9.5 x 12.25 magazine with 40 pages printed on a variety of paper stocks. Reproduction techniques for this issue include letterpress and offset-lithography. Paper stocks include matte and uncoated. In terms of content, this is one of the best issues of the Original Series, in my opinion.

Contents:

  • Publishers Colophones by Michael Alexander
  • The machine-set advertisment by Alan Dodson
  • Pattern, Sound and Motion: Central School Type Experiments Work by Edward Wright, Germano Facetti, Ken Garland, Derek Birdsall, Harriet Morison, and others.
  • The Machine-Set Advertisment by Alan Dodson
  • Recent Typography by Edward Wright. Work by Faucheux, Di Dio, Hächler, Hofer, etc.
  • Trends in Abstract painting in France by Herta Wescher. Work by Willy Mucha, Alfred Manessier, Arpad Szenes, Geer Van Velde, Victor Vaserely, Hans Hartung, Doucet, Pierre Soulages, Wols, Jeanne Copel, Gerard Schneider, André Enard, Jean Bazaine, Jean Leppier, Caesar Domela, John Koenig, Carrey, Charles Maussion, Manocis Calliyannis, and Jean Deyrolle.
  • Irish Bookbinding 1600-1800 (book Review) by William Mitchell

Typographica was the brainchild of founder, editor, designer and renowned typographer Herbert Spencer (Great Britain, 1924 – 2002), and had a brief life, totalling 32 issues published between 1949 and 1967. But its influence stretched and stretches far beyond its modest distribution and print runs of the time. For many graphic designers, Typographica is something of an obsession, to be collected if and when found, savored, and poured over for designs, and techniques not seen since.

Spencer never intended to turn a profit, so no expenses were spared in production (just like Alexey Brodovitch's Portfolio). Different papers, letterpress, tip-ins, and more were all employed in the presentation of an eclectic range of subject matter: Braille, locomotive lettering, sex and typography, typewriter faces, street lettering, matches, and avant-garde poetry all found their way into the magazine.

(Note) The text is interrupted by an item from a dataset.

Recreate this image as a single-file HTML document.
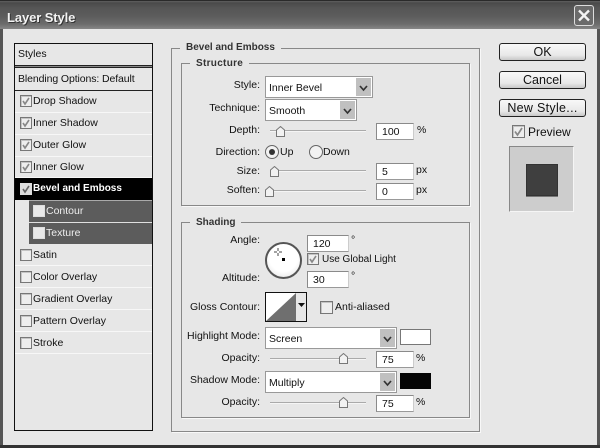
<!DOCTYPE html>
<html><head><meta charset="utf-8"><style>
html,body{margin:0;padding:0;background:#e7e7e7}
#p{position:relative;width:600px;height:448px;overflow:hidden;background:#e7e7e7;font-family:"Liberation Sans",sans-serif;font-size:10.5px;color:#111;filter:blur(.35px)}
#p div,#p span.t{position:absolute;box-sizing:border-box;white-space:nowrap}
.t{line-height:14px}
.r{text-align:right;width:90px}
.row{left:15px;width:137px;height:22px;border-bottom:1px solid #f7f7f7}
.cb{width:12px;height:12px;border:1px solid #777;background:#eee;box-shadow:inset 1px 1px 0 #c4c4c4}
.in{background:#fff;border:1px solid #8a8a8a;border-right-color:#ccc;border-bottom-color:#999;height:17px;font-size:10.5px;line-height:16px;padding-left:5px}
.sel{background:#fff;border:1px solid #999;height:22px;line-height:22px;padding-left:3px;font-size:10.5px}
.ar{top:1px;right:1px;bottom:1px;width:15px;background:#c0c0c0}
.ar svg{position:absolute;left:3px;top:7px}
.tr{height:2px;background:#aaa;border-bottom:1px solid #f5f5f5;box-sizing:content-box}
.th{position:absolute}
.g{border:1px solid #888;box-shadow:1px 1px 0 #f8f8f8}
.lb{background:#e7e7e7;font-weight:bold;color:#333;padding:0 6px;line-height:12px;font-size:10px}
.btn{left:499px;width:87px;height:18px;border:1px solid #222;border-radius:3px;background:linear-gradient(#f8f8f8,#e8e8e8 70%,#c8c8c8);text-align:center;line-height:16px;font-size:12.5px;color:#111}
</style></head><body><div id="p">
<!-- frame -->
<div style="left:0;top:0;width:600px;height:29px;background:linear-gradient(#6a6a6a 0,#4a4a4a 3px,#565656 8px,#5c5c5c 16px,#6c6c6c 24px,#878787 29px)"></div>
<div style="left:0;top:0;width:600px;height:1px;background:#2a2a2a"></div>
<div style="left:0;top:29px;width:3px;height:419px;background:#555"></div>
<div style="left:597px;top:29px;width:3px;height:419px;background:#555"></div>
<div style="left:0;top:445px;width:600px;height:3px;background:#333"></div>
<span class="t" style="position:absolute;left:7px;top:9px;color:#f4f4f4;font-weight:bold;font-size:13px;line-height:17px;letter-spacing:-.1px;text-shadow:1px 1px 0 #333">Layer Style</span>
<div style="left:574px;top:5px;width:20px;height:21px;border:1px solid #ddd;border-radius:3px;background:#6b6b6b">
<svg width="18" height="19" style="position:absolute;left:0;top:0"><path d="M4 4.500 14 14.500M14 4.500 4 14.500" stroke="#f4f4f4" stroke-width="2.400" fill="none"/></svg></div>

<!-- list -->
<div style="left:14px;top:43px;width:139px;height:388px;border:1px solid #111;background:#e7e7e7"></div>
<span class="t" style="position:absolute;left:18px;top:47px">Styles</span>
<div style="left:15px;top:65px;width:137px;height:3px;background:#888;border-top:1px solid #222;border-bottom:1px solid #222"></div>
<span class="t" style="position:absolute;left:18px;top:72px;letter-spacing:-.1px">Blending Options: Default</span>
<div style="left:15px;top:90px;width:137px;height:1px;background:#222"></div>

<div class="row" style="top:91px"></div>
<div class="row" style="top:113px"></div>
<div class="row" style="top:135px"></div>
<div class="row" style="top:156px"></div>
<div class="row" style="top:244px"></div>
<div class="row" style="top:266px"></div>
<div class="row" style="top:288px"></div>
<div class="row" style="top:310px"></div>
<div class="row" style="top:332px"></div>

<div style="left:15px;top:178px;width:137px;height:22px;background:#000"></div>
<div style="left:29px;top:200px;width:123px;height:22px;background:#5c5c5c;border-top:1px solid #aaa"></div>
<div style="left:29px;top:222px;width:123px;height:22px;background:#5c5c5c;border-top:1px solid #e0e0e0"></div>
<div class="cb" style="left:20px;top:95px"><svg width="10" height="10"><path d="M2 5 4 8 8 2" stroke="#888" stroke-width="1.600" fill="none"/></svg></div>
<div class="cb" style="left:20px;top:117px"><svg width="10" height="10"><path d="M2 5 4 8 8 2" stroke="#888" stroke-width="1.600" fill="none"/></svg></div>
<div class="cb" style="left:20px;top:139px"><svg width="10" height="10"><path d="M2 5 4 8 8 2" stroke="#888" stroke-width="1.600" fill="none"/></svg></div>
<div class="cb" style="left:20px;top:161px"><svg width="10" height="10"><path d="M2 5 4 8 8 2" stroke="#888" stroke-width="1.600" fill="none"/></svg></div>
<div class="cb" style="left:20px;top:183px;border-color:#ddd;background:#ddd;box-shadow:none"><svg width="10" height="10"><path d="M2 5 4 8 8 2" stroke="#666" stroke-width="1.600" fill="none"/></svg></div>
<div class="cb" style="left:33px;top:205px;border-color:#ddd;background:#e8e8e8;box-shadow:none"></div>
<div class="cb" style="left:33px;top:227px;border-color:#ddd;background:#e8e8e8;box-shadow:none"></div>
<div class="cb" style="left:20px;top:249px"></div>
<div class="cb" style="left:20px;top:271px"></div>
<div class="cb" style="left:20px;top:293px"></div>
<div class="cb" style="left:20px;top:315px"></div>
<div class="cb" style="left:20px;top:337px"></div>
<span class="t" style="position:absolute;left:33px;top:94px">Drop Shadow</span>
<span class="t" style="position:absolute;left:33px;top:116px">Inner Shadow</span>
<span class="t" style="position:absolute;left:33px;top:138px">Outer Glow</span>
<span class="t" style="position:absolute;left:33px;top:160px">Inner Glow</span>
<span class="t" style="position:absolute;left:33px;top:182px;color:#fff;font-weight:bold;font-size:10px">Bevel and Emboss</span>
<span class="t" style="position:absolute;left:46px;top:204px;color:#eee">Contour</span>
<span class="t" style="position:absolute;left:46px;top:226px;color:#eee">Texture</span>
<span class="t" style="position:absolute;left:33px;top:248px">Satin</span>
<span class="t" style="position:absolute;left:33px;top:270px">Color Overlay</span>
<span class="t" style="position:absolute;left:33px;top:292px">Gradient Overlay</span>
<span class="t" style="position:absolute;left:33px;top:314px">Pattern Overlay</span>
<span class="t" style="position:absolute;left:33px;top:336px">Stroke</span>

<!-- groups -->
<div class="g" style="left:171px;top:48px;width:309px;height:384px"></div>
<div class="lb" style="left:180px;top:42px">Bevel and Emboss</div>
<div class="g" style="left:181px;top:63px;width:289px;height:143px"></div>
<div class="lb" style="left:190px;top:58px;letter-spacing:.3px">Structure</div>
<div class="g" style="left:181px;top:222px;width:289px;height:196px"></div>
<div class="lb" style="left:190px;top:217px">Shading</div>

<!-- structure -->
<span class="t r" style="position:absolute;left:170px;top:78px">Style:</span>
<div class="sel" style="left:265px;top:76px;width:108px"><span>Inner Bevel</span><div class="ar"><svg width="9" height="7"><path d="M1 1 4.500 5 8 1" stroke="#333" stroke-width="1.700" fill="none"/></svg></div></div>
<span class="t r" style="position:absolute;left:170px;top:101px">Technique:</span>
<div class="sel" style="left:265px;top:99px;width:92px"><span>Smooth</span><div class="ar"><svg width="9" height="7"><path d="M1 1 4.500 5 8 1" stroke="#333" stroke-width="1.700" fill="none"/></svg></div></div>
<span class="t r" style="position:absolute;left:170px;top:123px">Depth:</span>
<div class="tr" style="left:270px;top:130px;width:96px"></div><svg class="th" style="left:276px;top:126px" width="9" height="11"><path d="M.5 4 4.500 .5 8.500 4V10.500H.5Z" fill="#f2f2f2" stroke="#777"/></svg>
<div class="in" style="left:376px;top:123px;width:38px">100</div><span class="t" style="position:absolute;left:417px;top:123px">%</span>
<span class="t r" style="position:absolute;left:170px;top:145px">Direction:</span>
<div style="left:265px;top:145px;width:14px;height:14px;border:1px solid #666;border-radius:50%;background:#f2f2f2"></div>
<div style="left:269px;top:149px;width:6px;height:6px;border-radius:50%;background:#333"></div>
<span class="t" style="position:absolute;left:280px;top:145px">Up</span>
<div style="left:309px;top:145px;width:14px;height:14px;border:1px solid #666;border-radius:50%;background:#f2f2f2"></div>
<span class="t" style="position:absolute;left:323px;top:145px">Down</span>
<span class="t r" style="position:absolute;left:170px;top:164px">Size:</span>
<div class="tr" style="left:270px;top:170px;width:96px"></div><svg class="th" style="left:270px;top:166px" width="9" height="11"><path d="M.5 4 4.500 .5 8.500 4V10.500H.5Z" fill="#f2f2f2" stroke="#777"/></svg>
<div class="in" style="left:376px;top:163px;width:38px">5</div><span class="t" style="position:absolute;left:416px;top:163px">px</span>
<span class="t r" style="position:absolute;left:170px;top:183px">Soften:</span>
<div class="tr" style="left:268px;top:190px;width:98px"></div><svg class="th" style="left:265px;top:186px" width="9" height="11"><path d="M.5 4 4.500 .5 8.500 4V10.500H.5Z" fill="#f2f2f2" stroke="#777"/></svg>
<div class="in" style="left:376px;top:183px;width:38px">0</div><span class="t" style="position:absolute;left:416px;top:183px">px</span>

<!-- shading -->
<span class="t r" style="position:absolute;left:170px;top:233px">Angle:</span>
<div class="in" style="left:307px;top:235px;width:42px">120</div><span class="t" style="position:absolute;left:351px;top:233px">°</span>
<div style="left:265px;top:242px;width:37px;height:37px;border:2px solid #555;border-radius:50%;background:radial-gradient(circle at 50% 40%,#fff 55%,#ddd)"></div>
<div style="left:282px;top:258px;width:3px;height:3px;background:#000"></div>
<svg style="position:absolute;left:274px;top:248px" width="8" height="8"><path d="M4 0V3M4 5V8M0 4H3M5 4H8" stroke="#444" stroke-width="1"/></svg>
<div class="cb" style="left:307px;top:253px"><svg width="10" height="10"><path d="M2 5 4 8 8 2" stroke="#888" stroke-width="1.600" fill="none"/></svg></div>
<span class="t" style="position:absolute;left:322px;top:253px;font-size:10px">Use Global Light</span>
<span class="t r" style="position:absolute;left:170px;top:271px">Altitude:</span>
<div class="in" style="left:307px;top:271px;width:42px">30</div><span class="t" style="position:absolute;left:351px;top:269px">°</span>
<span class="t r" style="position:absolute;left:170px;top:300px">Gloss Contour:</span>
<div style="left:265px;top:292px;width:42px;height:30px;border:1px solid #111;background:#e7e7e7"></div>
<svg style="position:absolute;left:266px;top:293px" width="30" height="28"><rect width="30" height="28" fill="#fff"/><path d="M0 28 30 0V28Z" fill="#6f6f6f"/></svg>
<svg style="position:absolute;left:298px;top:303px" width="7" height="5"><path d="M0 0H7L3.500 4Z" fill="#111"/></svg>
<div class="cb" style="left:320px;top:301px;width:13px;height:13px"></div>
<span class="t" style="position:absolute;left:335px;top:300px">Anti-aliased</span>
<span class="t r" style="position:absolute;left:170px;top:329px">Highlight Mode:</span>
<div class="sel" style="left:265px;top:327px;width:132px"><span>Screen</span><div class="ar"><svg width="9" height="7"><path d="M1 1 4.500 5 8 1" stroke="#333" stroke-width="1.700" fill="none"/></svg></div></div>
<div style="left:400px;top:329px;width:31px;height:16px;background:#fff;border:1px solid #777"></div>
<span class="t r" style="position:absolute;left:170px;top:351px">Opacity:</span>
<div class="tr" style="left:270px;top:358px;width:96px"></div><svg class="th" style="left:339px;top:353px" width="9" height="11"><path d="M.5 4 4.500 .5 8.500 4V10.500H.5Z" fill="#f2f2f2" stroke="#777"/></svg>
<div class="in" style="left:376px;top:351px;width:38px">75</div><span class="t" style="position:absolute;left:416px;top:351px">%</span>
<span class="t r" style="position:absolute;left:170px;top:373px">Shadow Mode:</span>
<div class="sel" style="left:265px;top:371px;width:132px"><span>Multiply</span><div class="ar"><svg width="9" height="7"><path d="M1 1 4.500 5 8 1" stroke="#333" stroke-width="1.700" fill="none"/></svg></div></div>
<div style="left:400px;top:373px;width:31px;height:16px;background:#050505"></div>
<span class="t r" style="position:absolute;left:170px;top:395px">Opacity:</span>
<div class="tr" style="left:270px;top:402px;width:96px"></div><svg class="th" style="left:339px;top:397px" width="9" height="11"><path d="M.5 4 4.500 .5 8.500 4V10.500H.5Z" fill="#f2f2f2" stroke="#777"/></svg>
<div class="in" style="left:376px;top:395px;width:38px">75</div><span class="t" style="position:absolute;left:416px;top:395px">%</span>

<!-- buttons -->
<div class="btn" style="top:43px">OK</div>
<div class="btn" style="top:71px">Cancel</div>
<div class="btn" style="top:99px;letter-spacing:.3px">New Style...</div>
<div class="cb" style="left:512px;top:125px;width:13px;height:13px"><svg width="11" height="11"><path d="M2 5.500 4.500 9 9 2" stroke="#888" stroke-width="1.700" fill="none"/></svg></div>
<span class="t" style="position:absolute;left:528px;top:125px;font-size:12px">Preview</span>
<div style="left:509px;top:146px;width:65px;height:66px;background:#cdcdcd;border:1px solid #888;border-right-color:#f5f5f5;border-bottom-color:#f5f5f5"></div>
<div style="left:526px;top:164px;width:32px;height:32px;background:#3f3f3f;border:1px solid #333;box-shadow:0 1px 0 #777"></div>
</div></body></html>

Urbane, prolific and unfailingly modest, Spencer was a reformer dedicated to improving standards of design in a field dominated by the printing industry's outdated conventions. But he was also an aesthete with a connoisseur's eye for the wild modernist innovations with letterforms and layout of the 1920s. Spencer launched the seminal publication, Typographica, in 1949, when he was 25, and edited, designed and sometimes wrote for it for 18 years. Equally at home publishing one of the first articles in Britain about concrete poetry (then an international phenomenon), or an illustrated study of the design challenges presented by Braille, he was a new kind of designer-editor, able to think both visually and verbally, and to fuse images and words in meaningful new relationships.